In examining how to kick a cold, let’s start with how not to: Do not insist on drinking beers, sitting outside in the cool autumn air. Do not depend on the acidity in your friend’s delicious home-pickled beets to singlehandedly eradicate any bug that may be creeping into your system. Do not proclaim raisin mead delicious and have a second glass that is slightly larger than the first because your friends need to clean out their liquor cabinet before the move. Do not stay out until past your bedtime and then cross your fingers, hoping the raw garlic you down at past-bedtime will work magic overnight (I am pro-raw garlic for colds, but it was too little too late). No regrets, but it’s no way to kick a cold.

Needless to say, I felt bad the next day. That sticky-throated feeling does not lie. Fortunately, I am the most self-indulgent sick person on the planet, so I did what I always do when I get a cold: sleep, use neti pot, drink honey-lemon-cayenne, watch bad TV, bathe, repeat. If there’s a way to clear out a cold in just one day, I have yet to find it, but I swear by this method for kicking colds sooner rather than later and for generally treating yourself right. There’s also garlic chopped and soup consumed and various other tricks, but here are the main components in greater detail:

Sleep: Self-explanatory. Get as comfy as possible. I recommend an eye mask to block the light. If you nap all day and have a hard time bedding down at night, sip a toddy and get under the covers immediately, while you’re still warm and woozy.

Use neti pot: This is helpful when sick, but I highly recommend using this daily for allergies and keeping bugs at bay. I cannot remember the last cold I caught when using the neti pot consistently. Did I mention that I skipped three days last week? My bad.

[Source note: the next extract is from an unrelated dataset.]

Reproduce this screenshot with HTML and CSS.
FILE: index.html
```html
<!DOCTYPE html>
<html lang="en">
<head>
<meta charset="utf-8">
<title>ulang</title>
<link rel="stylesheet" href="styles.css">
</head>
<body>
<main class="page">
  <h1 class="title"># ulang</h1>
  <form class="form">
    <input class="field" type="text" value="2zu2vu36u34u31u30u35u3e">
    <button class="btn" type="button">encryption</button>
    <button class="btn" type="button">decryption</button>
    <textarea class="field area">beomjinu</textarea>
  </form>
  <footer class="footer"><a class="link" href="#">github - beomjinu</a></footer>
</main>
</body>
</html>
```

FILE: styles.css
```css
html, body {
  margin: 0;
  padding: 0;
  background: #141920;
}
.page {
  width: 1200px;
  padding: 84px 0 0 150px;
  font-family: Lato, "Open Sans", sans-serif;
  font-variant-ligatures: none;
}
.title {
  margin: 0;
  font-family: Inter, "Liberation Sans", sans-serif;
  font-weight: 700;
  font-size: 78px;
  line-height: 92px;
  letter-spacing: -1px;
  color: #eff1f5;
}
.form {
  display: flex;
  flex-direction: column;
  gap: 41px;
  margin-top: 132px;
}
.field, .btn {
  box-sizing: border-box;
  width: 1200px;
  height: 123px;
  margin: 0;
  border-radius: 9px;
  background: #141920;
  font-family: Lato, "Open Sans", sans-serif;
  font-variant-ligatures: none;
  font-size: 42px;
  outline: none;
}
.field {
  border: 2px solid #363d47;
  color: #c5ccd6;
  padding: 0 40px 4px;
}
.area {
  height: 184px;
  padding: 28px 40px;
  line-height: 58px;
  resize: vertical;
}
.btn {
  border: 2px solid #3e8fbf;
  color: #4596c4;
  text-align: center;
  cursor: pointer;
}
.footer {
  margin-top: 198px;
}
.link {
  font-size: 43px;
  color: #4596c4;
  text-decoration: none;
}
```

Drink honey-lemon-cayenne:Any hot tea will do in a pinch. Ginger is an old favorite, regular honey-lemon is great, but I cannot recommend the honey-lemon-cayenne highly enough. The honey is soothing, the lemon astringent and vitamin-packed, and the sprinkle of cayenne provides heat that starts moving nasties out of your system right away.

Watch bad TV: Also self-explanatory. I need not reveal exactly what garbage I have been taking in. That won’t help anyone.

Bathe: Here is where the artistry comes in. I love nothing more than a hot bath when I am sick. The body’s natural response to many sicknesses is to raise its temperature with a fever. If you have a fever, a hot bath is most likely ill-advised (your body is already doing the heating, and you don’t want to get cooked). If, however, you do not have a fever, there’s nothing like getting toasty in the bath, breathing in some essential oils, sweating out some toxins, and savoring those quiet moments with ears underwater, listening to your own heart to provide relief and make you feel like you’re conquering that pesky cold. I have spent years perfecting my cold season bath salts. It is a work in progress, but here is the basic recipe for the latest incarnation:

 Bath Salts for Sickos:

  • 2 cups epsom salts
  • 1 tsp – 2 tbsp. ground dried mustard, however much you want (start low, go higher if you want)
  • 2 tbsp. ground ginger (or make a tea from fresh ginger and add directly to the bath water)
  • Essential oils. These days, I like a combination of lemon, eucalyptus and thyme for a cold, but there are many combinations that work wonders. Just remember that lots and lots of plants go into these essential oils, and they are powerful. Most of them are too potent to be applied directly on the skin, and you should go easy in your bath, too. I usually use 5-8 drops in the tub, and I wouldn’t go higher than that.

Put these things in a tupperware container or jar, put the lid on and shake until everything is combined. Sprinkle into a hot tub and get in. The mustard and ginger will help get you sweating, so skip these ingredients if you’re planning on, say, leaving the house or engaging in any kind of social activity immediately following your bath. If you have time to lie down in jammies or sweats, cozy and out of sight, throw them in.

Either way, take lots of baths, sip your fluids, get lots of sleep, and good luck kicking any colds that come your way.